In Defense Of Dirt

I don’t mean gourmet gardener’s soil, or smut.

I mean the idea of  decay as it relates to community.

The minute you finish building a house it starts to fall apart.

Actually even as you build it.

And the minute a car comes off the assembly line, the clock starts ticking.

And our  own bio structures  start to decay all too soon.

But in my city, the civic planners seem to want to create a sterile, socially engineered  place.

They like to plan these huge developments that are whole neighborhoods.

And remove the existing “blight” because there is ” nothing there”.

And to cut off the past because for planners there is only the present.

You know, people don’t come to my city because it’s clean and safe.

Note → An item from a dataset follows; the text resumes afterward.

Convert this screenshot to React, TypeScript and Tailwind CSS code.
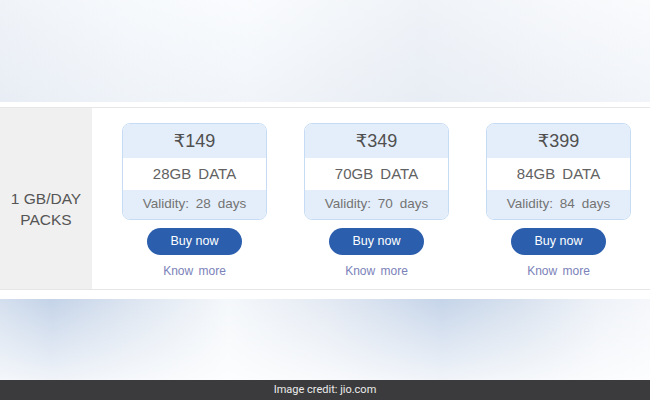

They left places like that because they are boring.

Innovation doesn’t come from homogeneity.

Switzerland is hyper clean and  is  highly controlled.

When was the last time the world’s necks were craned in their direction?

Just as a healthy planet needs biodiversity, a city or bioregion needs to have a mix.

And it needs dirt.

It needs some funky run down areas to act as incubators.

To give room to breath and allow people to try new things.

To allow failure because we learn from failure.

And to not be planned, but to just happen and evolve organically.

Our planners are in love with planning.

They have a god complex.

But by the time the plan has been implemented it is obsolete.

If anything, local government should stay out of the way and  limit itself to small nudges here and there.

All the new job and idea  creation is in micro sized businesses.

You know we used to see tidal wetlands as  wasted , useless areas.

Now we are starting to understand the important functions they perform.

Just to be clear i’m not romanticizing poverty.

But these huge “office parks” and  contrived  ” tech zones” have a way of turning into ghost towns.

They don’t have the agility to adapt.

When i walk down most streets in my town, i see buildings on every block from different decades going back over 100 years.

All different colors and styles.

And they just happened this way over a period of time, the way a tree grows.

I love this.

I see this as a metaphor for diversity.

When you live in a development where every apartment looks the same,

what is that a metaphor for?

The big developments are like economic, cultural, and architectural strip mining.

Let’s leave a little room for dirt, and rust, and the unexpected.